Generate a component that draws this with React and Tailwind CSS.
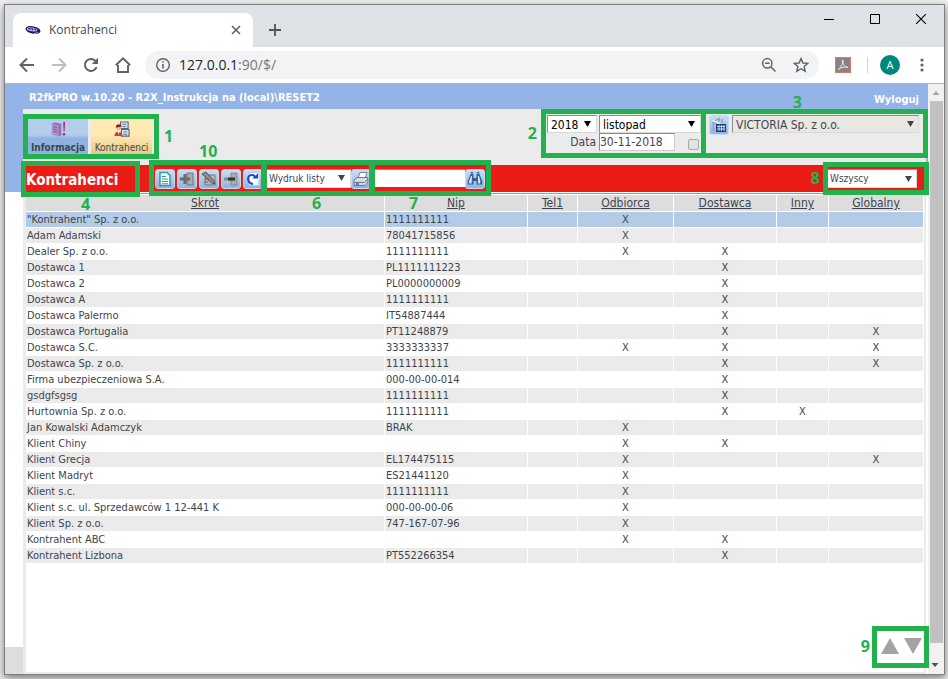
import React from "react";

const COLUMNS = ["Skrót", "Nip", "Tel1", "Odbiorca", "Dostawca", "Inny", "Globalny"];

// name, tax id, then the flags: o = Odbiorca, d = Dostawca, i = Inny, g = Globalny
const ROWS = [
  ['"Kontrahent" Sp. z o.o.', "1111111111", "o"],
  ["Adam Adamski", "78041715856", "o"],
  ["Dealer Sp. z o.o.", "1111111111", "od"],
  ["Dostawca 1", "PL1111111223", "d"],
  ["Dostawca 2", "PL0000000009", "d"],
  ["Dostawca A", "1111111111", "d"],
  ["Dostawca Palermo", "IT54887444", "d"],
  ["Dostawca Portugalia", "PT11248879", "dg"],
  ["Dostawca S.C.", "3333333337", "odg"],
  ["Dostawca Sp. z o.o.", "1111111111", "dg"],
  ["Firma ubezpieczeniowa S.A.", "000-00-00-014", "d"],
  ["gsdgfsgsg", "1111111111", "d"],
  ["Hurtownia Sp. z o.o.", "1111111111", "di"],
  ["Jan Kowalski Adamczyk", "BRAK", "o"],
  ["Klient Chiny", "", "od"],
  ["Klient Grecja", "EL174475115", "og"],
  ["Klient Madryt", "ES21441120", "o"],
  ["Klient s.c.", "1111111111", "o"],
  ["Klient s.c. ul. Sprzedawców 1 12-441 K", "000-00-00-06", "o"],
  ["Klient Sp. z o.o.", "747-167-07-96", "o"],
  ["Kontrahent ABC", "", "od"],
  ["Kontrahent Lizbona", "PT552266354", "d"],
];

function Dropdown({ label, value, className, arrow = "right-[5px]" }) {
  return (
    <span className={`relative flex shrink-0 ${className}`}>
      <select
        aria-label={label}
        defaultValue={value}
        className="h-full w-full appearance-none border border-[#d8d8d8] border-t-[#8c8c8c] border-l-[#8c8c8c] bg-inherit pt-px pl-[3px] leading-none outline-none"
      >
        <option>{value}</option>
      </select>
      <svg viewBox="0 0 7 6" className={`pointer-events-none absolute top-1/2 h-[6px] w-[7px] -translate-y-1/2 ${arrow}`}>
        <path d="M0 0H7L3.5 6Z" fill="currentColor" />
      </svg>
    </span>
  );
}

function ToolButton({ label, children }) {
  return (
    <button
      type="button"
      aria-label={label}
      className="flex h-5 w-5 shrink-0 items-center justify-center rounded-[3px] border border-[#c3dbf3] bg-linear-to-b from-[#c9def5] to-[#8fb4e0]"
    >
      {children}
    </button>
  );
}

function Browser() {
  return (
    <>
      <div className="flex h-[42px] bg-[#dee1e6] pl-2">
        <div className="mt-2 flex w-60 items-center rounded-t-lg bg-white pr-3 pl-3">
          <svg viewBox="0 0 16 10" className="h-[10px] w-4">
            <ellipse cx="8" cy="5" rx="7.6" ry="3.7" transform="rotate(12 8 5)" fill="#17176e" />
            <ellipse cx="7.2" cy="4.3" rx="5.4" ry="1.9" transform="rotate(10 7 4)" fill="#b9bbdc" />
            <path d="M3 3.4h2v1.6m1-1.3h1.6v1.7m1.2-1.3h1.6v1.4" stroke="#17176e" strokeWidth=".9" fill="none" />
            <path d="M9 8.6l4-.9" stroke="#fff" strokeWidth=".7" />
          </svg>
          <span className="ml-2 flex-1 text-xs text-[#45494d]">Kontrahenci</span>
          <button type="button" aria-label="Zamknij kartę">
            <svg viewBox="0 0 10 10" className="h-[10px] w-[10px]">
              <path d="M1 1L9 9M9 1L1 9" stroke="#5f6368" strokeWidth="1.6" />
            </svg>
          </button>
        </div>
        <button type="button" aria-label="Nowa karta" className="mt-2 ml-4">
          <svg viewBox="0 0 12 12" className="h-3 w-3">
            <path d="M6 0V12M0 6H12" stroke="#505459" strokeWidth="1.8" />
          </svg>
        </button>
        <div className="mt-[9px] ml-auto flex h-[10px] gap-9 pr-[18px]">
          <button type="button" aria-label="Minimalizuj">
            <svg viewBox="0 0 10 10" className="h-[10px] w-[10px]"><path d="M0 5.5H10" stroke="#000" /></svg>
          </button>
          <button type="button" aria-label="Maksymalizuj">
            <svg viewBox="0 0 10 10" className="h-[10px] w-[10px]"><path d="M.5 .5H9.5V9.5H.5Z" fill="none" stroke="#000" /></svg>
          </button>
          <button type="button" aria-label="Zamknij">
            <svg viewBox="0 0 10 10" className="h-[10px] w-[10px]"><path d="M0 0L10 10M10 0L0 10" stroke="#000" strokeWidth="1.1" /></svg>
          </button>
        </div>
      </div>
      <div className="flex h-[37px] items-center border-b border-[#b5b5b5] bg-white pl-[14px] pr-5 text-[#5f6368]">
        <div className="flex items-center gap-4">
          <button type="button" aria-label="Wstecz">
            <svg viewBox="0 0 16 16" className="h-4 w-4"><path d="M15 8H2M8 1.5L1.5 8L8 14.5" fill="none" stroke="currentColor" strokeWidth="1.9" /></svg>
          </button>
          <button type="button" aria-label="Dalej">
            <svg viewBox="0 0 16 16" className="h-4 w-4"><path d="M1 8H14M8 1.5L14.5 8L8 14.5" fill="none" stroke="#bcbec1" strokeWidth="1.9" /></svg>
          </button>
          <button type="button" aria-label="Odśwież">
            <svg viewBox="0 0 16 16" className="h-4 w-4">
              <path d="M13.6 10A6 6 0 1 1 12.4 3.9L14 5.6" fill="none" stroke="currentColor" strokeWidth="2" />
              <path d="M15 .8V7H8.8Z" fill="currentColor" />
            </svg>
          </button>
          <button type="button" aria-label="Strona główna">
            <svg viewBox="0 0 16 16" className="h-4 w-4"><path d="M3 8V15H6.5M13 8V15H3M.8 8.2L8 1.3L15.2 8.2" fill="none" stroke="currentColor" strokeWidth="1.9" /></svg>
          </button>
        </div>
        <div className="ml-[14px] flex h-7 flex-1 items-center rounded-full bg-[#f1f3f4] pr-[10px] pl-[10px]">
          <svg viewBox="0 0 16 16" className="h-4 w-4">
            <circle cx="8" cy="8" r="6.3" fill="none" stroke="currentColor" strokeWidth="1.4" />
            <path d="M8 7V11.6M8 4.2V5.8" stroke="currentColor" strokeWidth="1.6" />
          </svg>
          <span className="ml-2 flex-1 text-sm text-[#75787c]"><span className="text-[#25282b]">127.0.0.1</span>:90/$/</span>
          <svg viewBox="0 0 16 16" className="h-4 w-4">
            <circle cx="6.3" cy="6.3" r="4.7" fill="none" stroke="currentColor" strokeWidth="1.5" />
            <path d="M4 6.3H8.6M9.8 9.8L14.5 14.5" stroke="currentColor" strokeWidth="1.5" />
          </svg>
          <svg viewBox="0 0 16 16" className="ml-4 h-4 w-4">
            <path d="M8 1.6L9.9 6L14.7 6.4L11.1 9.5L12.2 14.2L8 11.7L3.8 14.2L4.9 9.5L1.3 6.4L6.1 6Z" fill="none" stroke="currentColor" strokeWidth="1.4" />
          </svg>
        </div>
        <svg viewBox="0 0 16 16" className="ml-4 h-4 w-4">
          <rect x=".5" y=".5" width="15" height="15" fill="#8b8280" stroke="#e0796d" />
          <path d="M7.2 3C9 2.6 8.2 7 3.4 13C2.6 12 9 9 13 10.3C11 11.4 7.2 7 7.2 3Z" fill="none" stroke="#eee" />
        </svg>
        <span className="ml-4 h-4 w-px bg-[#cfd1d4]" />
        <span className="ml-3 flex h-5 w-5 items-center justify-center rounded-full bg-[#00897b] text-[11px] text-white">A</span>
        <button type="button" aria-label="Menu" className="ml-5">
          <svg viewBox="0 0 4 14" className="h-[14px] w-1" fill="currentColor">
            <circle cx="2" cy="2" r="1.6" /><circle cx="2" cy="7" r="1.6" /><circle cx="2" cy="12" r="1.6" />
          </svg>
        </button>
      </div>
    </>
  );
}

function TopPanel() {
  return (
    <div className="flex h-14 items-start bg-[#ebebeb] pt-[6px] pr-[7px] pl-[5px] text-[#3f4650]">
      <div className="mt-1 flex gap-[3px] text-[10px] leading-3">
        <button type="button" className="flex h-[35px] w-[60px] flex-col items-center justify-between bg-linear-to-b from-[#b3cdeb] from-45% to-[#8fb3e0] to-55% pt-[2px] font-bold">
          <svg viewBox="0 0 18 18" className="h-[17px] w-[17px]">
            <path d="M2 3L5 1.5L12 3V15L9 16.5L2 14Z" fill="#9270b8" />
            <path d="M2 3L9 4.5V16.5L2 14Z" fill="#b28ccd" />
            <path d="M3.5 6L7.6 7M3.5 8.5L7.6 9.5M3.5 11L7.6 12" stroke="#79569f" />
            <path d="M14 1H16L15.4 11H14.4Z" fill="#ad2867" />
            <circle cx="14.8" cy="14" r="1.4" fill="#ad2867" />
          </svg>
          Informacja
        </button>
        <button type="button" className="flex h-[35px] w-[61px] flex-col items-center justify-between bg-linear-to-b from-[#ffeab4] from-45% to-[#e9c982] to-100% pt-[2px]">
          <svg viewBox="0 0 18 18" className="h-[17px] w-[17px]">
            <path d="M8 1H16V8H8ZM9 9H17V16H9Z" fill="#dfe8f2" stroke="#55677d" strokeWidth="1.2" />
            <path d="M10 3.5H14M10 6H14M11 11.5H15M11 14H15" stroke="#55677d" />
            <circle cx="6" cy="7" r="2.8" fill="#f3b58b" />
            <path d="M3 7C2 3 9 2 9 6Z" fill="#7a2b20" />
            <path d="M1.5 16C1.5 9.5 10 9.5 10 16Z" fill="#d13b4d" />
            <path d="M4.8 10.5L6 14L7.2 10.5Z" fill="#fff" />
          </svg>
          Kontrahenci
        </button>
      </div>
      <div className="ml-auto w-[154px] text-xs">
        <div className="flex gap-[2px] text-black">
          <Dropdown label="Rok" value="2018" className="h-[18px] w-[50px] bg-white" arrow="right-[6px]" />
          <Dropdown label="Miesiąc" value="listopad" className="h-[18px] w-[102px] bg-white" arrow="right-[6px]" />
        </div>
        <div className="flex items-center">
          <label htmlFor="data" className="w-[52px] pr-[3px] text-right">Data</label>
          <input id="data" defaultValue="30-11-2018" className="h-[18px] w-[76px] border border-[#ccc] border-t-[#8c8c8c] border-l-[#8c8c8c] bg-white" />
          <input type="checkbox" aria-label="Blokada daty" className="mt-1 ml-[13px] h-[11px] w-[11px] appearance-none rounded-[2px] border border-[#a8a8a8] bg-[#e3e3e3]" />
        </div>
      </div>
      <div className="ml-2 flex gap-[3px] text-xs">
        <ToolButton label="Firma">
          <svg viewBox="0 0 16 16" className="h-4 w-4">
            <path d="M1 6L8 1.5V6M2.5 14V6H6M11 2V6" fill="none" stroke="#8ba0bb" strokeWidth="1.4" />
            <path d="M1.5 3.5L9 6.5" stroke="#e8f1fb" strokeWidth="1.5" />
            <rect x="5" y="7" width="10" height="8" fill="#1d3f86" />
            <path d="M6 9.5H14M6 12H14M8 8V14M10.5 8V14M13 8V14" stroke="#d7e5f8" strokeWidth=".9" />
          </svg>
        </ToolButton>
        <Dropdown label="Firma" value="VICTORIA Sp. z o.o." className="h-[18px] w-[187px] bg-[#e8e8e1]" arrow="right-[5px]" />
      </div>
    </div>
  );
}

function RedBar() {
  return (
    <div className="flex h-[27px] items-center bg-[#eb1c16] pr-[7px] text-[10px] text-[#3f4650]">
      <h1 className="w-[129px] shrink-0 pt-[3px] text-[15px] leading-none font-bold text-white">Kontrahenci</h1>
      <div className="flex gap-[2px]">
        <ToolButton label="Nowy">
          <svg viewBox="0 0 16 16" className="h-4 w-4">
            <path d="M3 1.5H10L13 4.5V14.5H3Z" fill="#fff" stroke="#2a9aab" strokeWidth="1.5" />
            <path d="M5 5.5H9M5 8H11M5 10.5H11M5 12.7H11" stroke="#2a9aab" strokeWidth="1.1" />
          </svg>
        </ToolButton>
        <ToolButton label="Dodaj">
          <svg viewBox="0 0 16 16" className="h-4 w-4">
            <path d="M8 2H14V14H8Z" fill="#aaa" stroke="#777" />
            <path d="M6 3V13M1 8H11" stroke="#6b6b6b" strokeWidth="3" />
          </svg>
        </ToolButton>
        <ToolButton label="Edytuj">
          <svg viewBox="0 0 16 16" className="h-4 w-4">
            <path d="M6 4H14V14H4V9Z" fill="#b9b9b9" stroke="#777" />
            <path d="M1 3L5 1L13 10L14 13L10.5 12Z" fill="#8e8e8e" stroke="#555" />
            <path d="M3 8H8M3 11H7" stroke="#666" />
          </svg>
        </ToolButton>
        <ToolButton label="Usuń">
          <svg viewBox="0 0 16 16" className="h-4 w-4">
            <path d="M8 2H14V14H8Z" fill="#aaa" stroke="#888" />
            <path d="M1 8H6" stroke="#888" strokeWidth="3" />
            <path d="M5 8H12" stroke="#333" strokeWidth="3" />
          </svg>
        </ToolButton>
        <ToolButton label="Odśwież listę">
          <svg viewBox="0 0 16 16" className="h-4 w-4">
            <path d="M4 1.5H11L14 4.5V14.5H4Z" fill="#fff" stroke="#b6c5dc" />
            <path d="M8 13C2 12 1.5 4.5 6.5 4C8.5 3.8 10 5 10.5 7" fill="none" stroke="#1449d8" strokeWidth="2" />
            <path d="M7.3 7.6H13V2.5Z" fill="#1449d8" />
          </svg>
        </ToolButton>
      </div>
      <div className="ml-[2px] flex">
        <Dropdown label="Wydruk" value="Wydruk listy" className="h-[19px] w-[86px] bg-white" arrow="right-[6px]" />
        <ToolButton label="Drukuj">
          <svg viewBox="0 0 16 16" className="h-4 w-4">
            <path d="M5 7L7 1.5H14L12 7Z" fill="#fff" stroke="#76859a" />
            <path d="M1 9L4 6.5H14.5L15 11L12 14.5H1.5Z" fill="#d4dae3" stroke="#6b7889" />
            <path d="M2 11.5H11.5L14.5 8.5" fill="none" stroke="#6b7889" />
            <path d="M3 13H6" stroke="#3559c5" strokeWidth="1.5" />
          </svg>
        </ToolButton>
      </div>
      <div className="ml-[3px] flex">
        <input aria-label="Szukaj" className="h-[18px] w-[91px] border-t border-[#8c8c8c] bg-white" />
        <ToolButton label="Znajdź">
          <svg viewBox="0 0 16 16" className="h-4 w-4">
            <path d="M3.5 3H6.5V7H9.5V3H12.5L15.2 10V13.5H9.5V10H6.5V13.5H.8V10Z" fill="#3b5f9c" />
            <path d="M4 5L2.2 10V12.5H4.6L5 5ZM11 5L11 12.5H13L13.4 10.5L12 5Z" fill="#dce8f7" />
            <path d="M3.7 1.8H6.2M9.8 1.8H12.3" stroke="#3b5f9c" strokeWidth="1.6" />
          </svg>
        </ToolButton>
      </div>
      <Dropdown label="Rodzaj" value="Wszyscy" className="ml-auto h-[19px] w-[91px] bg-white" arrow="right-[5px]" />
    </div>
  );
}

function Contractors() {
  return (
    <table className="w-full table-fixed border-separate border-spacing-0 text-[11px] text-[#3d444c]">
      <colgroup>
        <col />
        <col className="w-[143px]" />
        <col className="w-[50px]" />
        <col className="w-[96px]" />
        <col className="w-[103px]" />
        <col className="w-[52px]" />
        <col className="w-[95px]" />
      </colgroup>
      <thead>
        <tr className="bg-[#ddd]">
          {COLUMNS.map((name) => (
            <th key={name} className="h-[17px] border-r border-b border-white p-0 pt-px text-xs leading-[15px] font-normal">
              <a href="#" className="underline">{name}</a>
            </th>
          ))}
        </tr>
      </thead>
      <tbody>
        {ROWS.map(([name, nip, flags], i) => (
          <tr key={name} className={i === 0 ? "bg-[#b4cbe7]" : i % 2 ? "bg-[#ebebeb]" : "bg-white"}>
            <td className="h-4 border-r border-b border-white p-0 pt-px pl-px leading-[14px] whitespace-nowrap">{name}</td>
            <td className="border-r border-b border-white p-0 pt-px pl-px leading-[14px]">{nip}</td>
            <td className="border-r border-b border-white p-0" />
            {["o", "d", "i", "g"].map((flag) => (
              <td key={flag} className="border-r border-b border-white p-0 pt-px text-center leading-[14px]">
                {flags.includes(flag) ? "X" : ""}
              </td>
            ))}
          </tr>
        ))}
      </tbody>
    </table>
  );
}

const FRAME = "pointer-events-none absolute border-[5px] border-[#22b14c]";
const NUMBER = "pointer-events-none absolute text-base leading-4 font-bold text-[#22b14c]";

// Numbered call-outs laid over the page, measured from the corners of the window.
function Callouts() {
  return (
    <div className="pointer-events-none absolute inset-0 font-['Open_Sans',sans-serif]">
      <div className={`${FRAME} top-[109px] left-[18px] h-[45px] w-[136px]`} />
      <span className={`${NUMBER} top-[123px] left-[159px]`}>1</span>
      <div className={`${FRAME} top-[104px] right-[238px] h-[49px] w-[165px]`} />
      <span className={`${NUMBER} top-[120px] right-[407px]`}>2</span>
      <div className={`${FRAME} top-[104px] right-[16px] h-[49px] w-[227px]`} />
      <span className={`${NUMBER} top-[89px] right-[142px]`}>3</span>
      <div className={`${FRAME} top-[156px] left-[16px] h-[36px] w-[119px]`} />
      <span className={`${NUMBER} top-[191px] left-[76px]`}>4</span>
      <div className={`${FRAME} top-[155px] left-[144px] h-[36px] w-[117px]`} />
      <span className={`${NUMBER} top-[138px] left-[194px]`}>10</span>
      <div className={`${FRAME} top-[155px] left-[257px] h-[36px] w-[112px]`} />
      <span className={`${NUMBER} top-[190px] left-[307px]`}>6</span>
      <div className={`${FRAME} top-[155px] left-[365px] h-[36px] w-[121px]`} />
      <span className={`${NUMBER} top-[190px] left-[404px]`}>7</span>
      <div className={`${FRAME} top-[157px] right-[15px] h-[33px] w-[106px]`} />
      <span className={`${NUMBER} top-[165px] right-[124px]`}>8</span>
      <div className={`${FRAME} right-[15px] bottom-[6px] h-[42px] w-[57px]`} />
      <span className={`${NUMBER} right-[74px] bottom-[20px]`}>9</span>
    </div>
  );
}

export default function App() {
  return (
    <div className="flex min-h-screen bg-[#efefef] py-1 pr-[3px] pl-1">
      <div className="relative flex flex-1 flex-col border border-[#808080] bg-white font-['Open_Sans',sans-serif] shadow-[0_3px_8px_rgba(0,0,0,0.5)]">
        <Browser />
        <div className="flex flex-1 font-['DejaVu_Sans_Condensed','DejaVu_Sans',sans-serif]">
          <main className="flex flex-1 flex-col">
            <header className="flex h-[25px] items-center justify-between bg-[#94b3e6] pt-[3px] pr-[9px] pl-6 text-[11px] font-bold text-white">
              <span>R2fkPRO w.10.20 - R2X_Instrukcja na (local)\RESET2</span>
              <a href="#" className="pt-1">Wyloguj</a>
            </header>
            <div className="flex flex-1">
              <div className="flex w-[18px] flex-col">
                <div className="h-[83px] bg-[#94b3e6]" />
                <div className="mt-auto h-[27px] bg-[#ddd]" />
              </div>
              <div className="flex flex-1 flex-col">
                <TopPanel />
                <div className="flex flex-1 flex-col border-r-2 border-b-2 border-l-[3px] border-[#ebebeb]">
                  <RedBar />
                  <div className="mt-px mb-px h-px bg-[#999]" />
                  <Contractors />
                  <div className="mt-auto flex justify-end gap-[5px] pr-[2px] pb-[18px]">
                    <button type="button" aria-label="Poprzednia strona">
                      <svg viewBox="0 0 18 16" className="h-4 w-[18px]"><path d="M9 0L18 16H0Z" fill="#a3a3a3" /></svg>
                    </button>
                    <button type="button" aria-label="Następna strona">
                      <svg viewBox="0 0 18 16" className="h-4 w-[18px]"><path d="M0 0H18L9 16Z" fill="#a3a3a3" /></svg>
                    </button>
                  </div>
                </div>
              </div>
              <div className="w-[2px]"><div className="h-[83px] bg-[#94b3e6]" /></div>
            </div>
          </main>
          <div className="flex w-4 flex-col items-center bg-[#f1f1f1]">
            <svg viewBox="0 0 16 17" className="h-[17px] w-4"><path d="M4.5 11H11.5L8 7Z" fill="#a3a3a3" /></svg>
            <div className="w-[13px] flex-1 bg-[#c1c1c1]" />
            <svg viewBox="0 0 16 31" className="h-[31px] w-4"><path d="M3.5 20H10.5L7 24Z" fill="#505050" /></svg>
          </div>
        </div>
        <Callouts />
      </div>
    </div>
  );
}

● **What the exercise asks**:
Pick out every line above that holds the word "React" and copy it.

● **Result of this task**:
Generate a component that draws this with React and Tailwind CSS.
import React from "react";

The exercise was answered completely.